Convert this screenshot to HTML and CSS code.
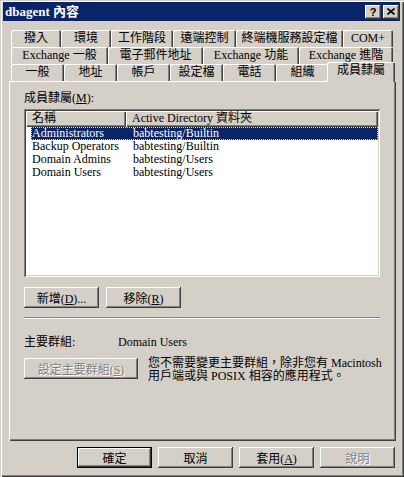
FILE: index.html
```html
<!DOCTYPE html>
<html lang="zh-Hant">
<head>
    <meta charset="UTF-8">
    <title>dbagent 內容</title>
    <link rel="stylesheet" href="styles.css">
</head>
<body>
    <div class="window">
        <div class="titlebar">
            <span class="title">dbagent 內容</span>
            <div class="caption-btns">
                <button class="cap-btn help">?</button>
                <button class="cap-btn close">
                    <svg width="8" height="7" viewBox="0 0 8 7"><path d="M0.5 0.5 L7.5 6.5 M7.5 0.5 L0.5 6.5" stroke="#000" stroke-width="1.6" fill="none"/></svg>
                </button>
            </div>
        </div>

        <div class="tabs">
            <div class="tab-row row-back">
                <div class="tab">撥入</div>
                <div class="tab">環境</div>
                <div class="tab">工作階段</div>
                <div class="tab">遠端控制</div>
                <div class="tab">終端機服務設定檔</div>
                <div class="tab">COM+</div>
            </div>
            <div class="tab-row row-mid">
                <div class="tab">Exchange 一般</div>
                <div class="tab">電子郵件地址</div>
                <div class="tab">Exchange 功能</div>
                <div class="tab">Exchange 進階</div>
            </div>
            <div class="tab-row row-front">
                <div class="tab">一般</div>
                <div class="tab">地址</div>
                <div class="tab">帳戶</div>
                <div class="tab">設定檔</div>
                <div class="tab">電話</div>
                <div class="tab">組織</div>
                <div class="tab active">成員隸屬</div>
            </div>
        </div>

        <div class="panel">
            <div class="field-label">成員隸屬(<u>M</u>):</div>
            <div class="listview">
                <div class="lv-header">
                    <div class="lv-head name-col">名稱</div>
                    <div class="lv-head folder-col">Active Directory 資料夾</div>
                </div>
                <div class="lv-body">
                    <div class="lv-row selected">
                        <span class="lv-cell name-col">Administrators</span>
                        <span class="lv-cell">babtesting/Builtin</span>
                    </div>
                    <div class="lv-row">
                        <span class="lv-cell name-col">Backup Operators</span>
                        <span class="lv-cell">babtesting/Builtin</span>
                    </div>
                    <div class="lv-row">
                        <span class="lv-cell name-col">Domain Admins</span>
                        <span class="lv-cell">babtesting/Users</span>
                    </div>
                    <div class="lv-row">
                        <span class="lv-cell name-col">Domain Users</span>
                        <span class="lv-cell">babtesting/Users</span>
                    </div>
                </div>
            </div>

            <div class="list-buttons">
                <button class="btn">新增(<u>D</u>)...</button>
                <button class="btn">移除(<u>R</u>)</button>
            </div>

            <div class="separator"></div>

            <div class="primary-row">
                <span class="primary-label">主要群組:</span>
                <span>Domain Users</span>
            </div>

            <div class="set-primary">
                <button class="btn wide" disabled>設定主要群組(<u>S</u>)</button>
                <p class="hint">您不需要變更主要群組，除非您有 Macintosh<br>用戶端或與 POSIX 相容的應用程式。</p>
            </div>
        </div>

        <div class="dialog-buttons">
            <button class="btn default">確定</button>
            <button class="btn">取消</button>
            <button class="btn">套用(<u>A</u>)</button>
            <button class="btn" disabled>說明</button>
        </div>
    </div>
</body>
</html>
```

FILE: styles.css
```css
* {
    box-sizing: border-box;
}

body {
    margin: 0;
    background-color: #d4d0c8;
    font-family: "Liberation Serif", "Noto Sans CJK TC", serif;
    font-size: 12px;
    color: #000;
}

u {
    text-underline-offset: 1px;
}

.window {
    width: 404px;
    height: 477px;
    padding: 2px 4px 4px 3px;
    background-color: #d4d0c8;
    box-shadow: inset 1px 1px #d4d0c8, inset 2px 2px #fff, inset -1px -1px #404040, inset -2px -2px #808080;
}

/* title bar */
.titlebar {
    height: 19px;
    display: flex;
    align-items: center;
    justify-content: space-between;
    padding: 0 1px 0 2px;
    background-color: #0a246a;
    color: #fff;
}

.title {
    font-weight: bold;
    font-size: 13px;
    line-height: 19px;
}

.caption-btns {
    display: flex;
    gap: 2px;
}

.cap-btn {
    width: 16px;
    height: 14px;
    padding: 0;
    border: none;
    display: flex;
    align-items: center;
    justify-content: center;
    background-color: #d4d0c8;
    box-shadow: inset -1px -1px #404040, inset 1px 1px #fff, inset -2px -2px #808080;
    font-family: "Liberation Sans", sans-serif;
    font-weight: bold;
    font-size: 11px;
    line-height: 14px;
    color: #000;
}

/* tabs */
.tabs {
    margin: 9px 0 0 8px;
    width: 382px;
}

.tab-row {
    display: grid;
    height: 17px;
}

.row-back {
    grid-template-columns: 50px 50px 62px 63px 107px 50px;
}

.row-mid {
    grid-template-columns: 97px 95px 96px 94px;
}

.row-front {
    grid-template-columns: repeat(6, 53px) 64px;
}

.tab {
    height: 17px;
    line-height: 17px;
    text-align: center;
    white-space: nowrap;
    background-color: #d4d0c8;
    border-radius: 2px 2px 0 0;
    box-shadow: inset 1px 1px #fff, inset -1px 0 #404040, inset -2px 0 #808080;
}

.tab.active {
    position: relative;
    z-index: 1;
    height: 20px;
    margin: -2px -2px -1px -2px;
}

/* tab page */
.panel {
    width: 387px;
    height: 360px;
    margin-left: 6px;
    padding: 10px 15px 0 15px;
    box-shadow: inset 1px 1px #fff, inset -1px -1px #404040, inset -2px -2px #808080;
}

.field-label {
    line-height: 14px;
}

.listview {
    margin-top: 4px;
    width: 356px;
    height: 168px;
    padding: 2px;
    background-color: #fff;
    box-shadow: inset 1px 1px #808080, inset -1px -1px #fff, inset 2px 2px #404040, inset -2px -2px #d4d0c8;
}

.lv-header {
    display: flex;
    height: 16px;
}

.lv-head {
    height: 16px;
    line-height: 15px;
    padding-left: 6px;
    background-color: #d4d0c8;
    white-space: nowrap;
    box-shadow: inset 1px 1px #fff, inset -1px -1px #404040, inset -2px -2px #808080;
}

.lv-head.name-col {
    width: 100px;
}

.lv-head.folder-col {
    flex: 1;
}

.lv-row {
    display: flex;
    height: 13px;
    line-height: 13px;
    margin-left: 5px;
    white-space: nowrap;
}

.lv-row.selected {
    background-color: #0a246a;
    color: #fff;
    outline: 1px dotted #f0e060;
    outline-offset: -1px;
}

.lv-cell {
    padding-left: 1px;
}

.lv-cell.name-col {
    width: 101px;
}

/* buttons */
.btn {
    width: 75px;
    height: 21px;
    padding: 0;
    border: none;
    background-color: #d4d0c8;
    font: inherit;
    color: #000;
    box-shadow: inset -1px -1px #404040, inset 1px 1px #fff, inset -2px -2px #808080;
}

.btn.default {
    box-shadow: inset 0 0 0 1px #000, inset -2px -2px #404040, inset 2px 2px #fff, inset -3px -3px #808080;
}

.btn:disabled {
    color: #808080;
    text-shadow: 1px 1px #fff;
}

.btn.wide {
    width: 114px;
    flex: none;
}

.list-buttons {
    display: flex;
    gap: 7px;
    margin-top: 10px;
}

.separator {
    width: 356px;
    height: 2px;
    margin-top: 9px;
    border-top: 1px solid #808080;
    border-bottom: 1px solid #fff;
}

.primary-row {
    display: flex;
    margin-top: 16px;
    line-height: 14px;
}

.primary-label {
    width: 94px;
}

.set-primary {
    display: flex;
    gap: 10px;
    margin-top: 9px;
}

.hint {
    margin: -1px 0 0 0;
    line-height: 13px;
    white-space: nowrap;
}

.dialog-buttons {
    display: flex;
    justify-content: flex-end;
    gap: 6px;
    width: 387px;
    margin: 6px 0 0 6px;
    padding-right: 1px;
}
```
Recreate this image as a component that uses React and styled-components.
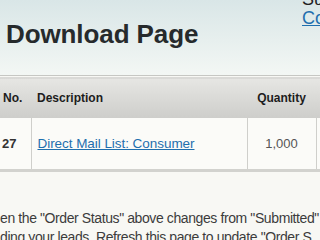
import React from "react";
import styled, { createGlobalStyle } from "styled-components";

const Global = createGlobalStyle`
  html, body {
    margin: 0;
    padding: 0;
    background: #f8f8f4;
  }
  body {
    font-family: "Liberation Sans", Arial, Helvetica, sans-serif;
  }
`;

const Page = styled.div`
  width: 320px;
  height: 240px;
  overflow: hidden;
  background: #f8f8f4;
`;

const Header = styled.header`
  height: 75px;
  border-bottom: 1px solid #c6c7c3;
  background: linear-gradient(#d9e6e7, #f3f7f4);
  display: flex;
  justify-content: space-between;
  align-items: flex-start;
`;

const Title = styled.h1`
  margin: 19px 0 0 6px;
  font-size: 26px;
  line-height: 30px;
  font-weight: bold;
  color: #262a2c;
  letter-spacing: -0.1px;
`;

const UserBox = styled.div`
  width: 18px;
  margin-top: -10px;
  font-size: 18px;
  line-height: 19px;
  color: #222;
  white-space: nowrap;
  overflow: hidden;
`;

const TopLink = styled.a`
  display: block;
  color: #1f6fae;
  text-decoration: underline;
`;

const TableWrap = styled.div`
  padding-top: 1px;
  width: 320px;
  overflow: hidden;
`;

const Table = styled.table`
  border-collapse: collapse;
  table-layout: fixed;
  width: 360px;
  border-bottom: 3px solid #d2d2ce;
`;

const HeadCell = styled.th`
  height: 40px;
  padding: 0 0 0 ${(p) => p.$pad || 0}px;
  text-align: ${(p) => p.$align || "left"};
  font-size: 12px;
  font-weight: bold;
  color: #1d1d1d;
  background: linear-gradient(#e6e6e3, #cdcdca);
  border-top: 1px solid #dadad7;
  white-space: nowrap;
`;

const Cell = styled.td`
  height: 51px;
  padding: 0 0 0 ${(p) => p.$pad || 0}px;
  text-align: ${(p) => p.$align || "left"};
  font-size: ${(p) => p.$size || 13}px;
  font-weight: ${(p) => (p.$bold ? "bold" : "normal")};
  color: ${(p) => p.$color || "#555"};
  background: #fbfbf8;
  border-left: ${(p) => (p.$first ? "none" : "1px solid #cfcfcb")};
  white-space: nowrap;
`;

const ItemLink = styled.a`
  color: #1f6fae;
  text-decoration: underline;
  font-size: 13.5px;
  letter-spacing: -0.05px;
`;

const Note = styled.div`
  margin-top: 37px;
  font-size: 14px;
  line-height: 19px;
  letter-spacing: -0.4px;
  color: #3c3c3c;
  white-space: nowrap;
`;

export default function App() {
  return (
    <Page>
      <Global />
      <Header>
        <Title>Download Page</Title>
        <UserBox>
          Su
          <TopLink href="#">Co</TopLink>
        </UserBox>
      </Header>
      <TableWrap>
        <Table>
          <colgroup>
            <col style={{ width: 31 }} />
            <col style={{ width: 216 }} />
            <col style={{ width: 69 }} />
            <col style={{ width: 44 }} />
          </colgroup>
          <thead>
            <tr>
              <HeadCell $pad={3}>No.</HeadCell>
              <HeadCell $pad={6}>Description</HeadCell>
              <HeadCell $align="center">Quantity</HeadCell>
              <HeadCell $pad={6}></HeadCell>
            </tr>
          </thead>
          <tbody>
            <tr>
              <Cell $first $pad={2} $bold $size={13} $color="#333">27</Cell>
              <Cell $pad={6}>
                <ItemLink href="#">Direct Mail List: Consumer</ItemLink>
              </Cell>
              <Cell $align="center">1,000</Cell>
              <Cell $pad={6}></Cell>
            </tr>
          </tbody>
        </Table>
      </TableWrap>
      <Note>
        en the "Order Status" above changes from "Submitted"
        <br />
        ding your leads. Refresh this page to update "Order S
      </Note>
    </Page>
  );
}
= = = =
Search the records for the string "components" and return every line in which it occurs.

Recreate this image as a component that uses React and styled-components.
import styled, { createGlobalStyle } from "styled-components";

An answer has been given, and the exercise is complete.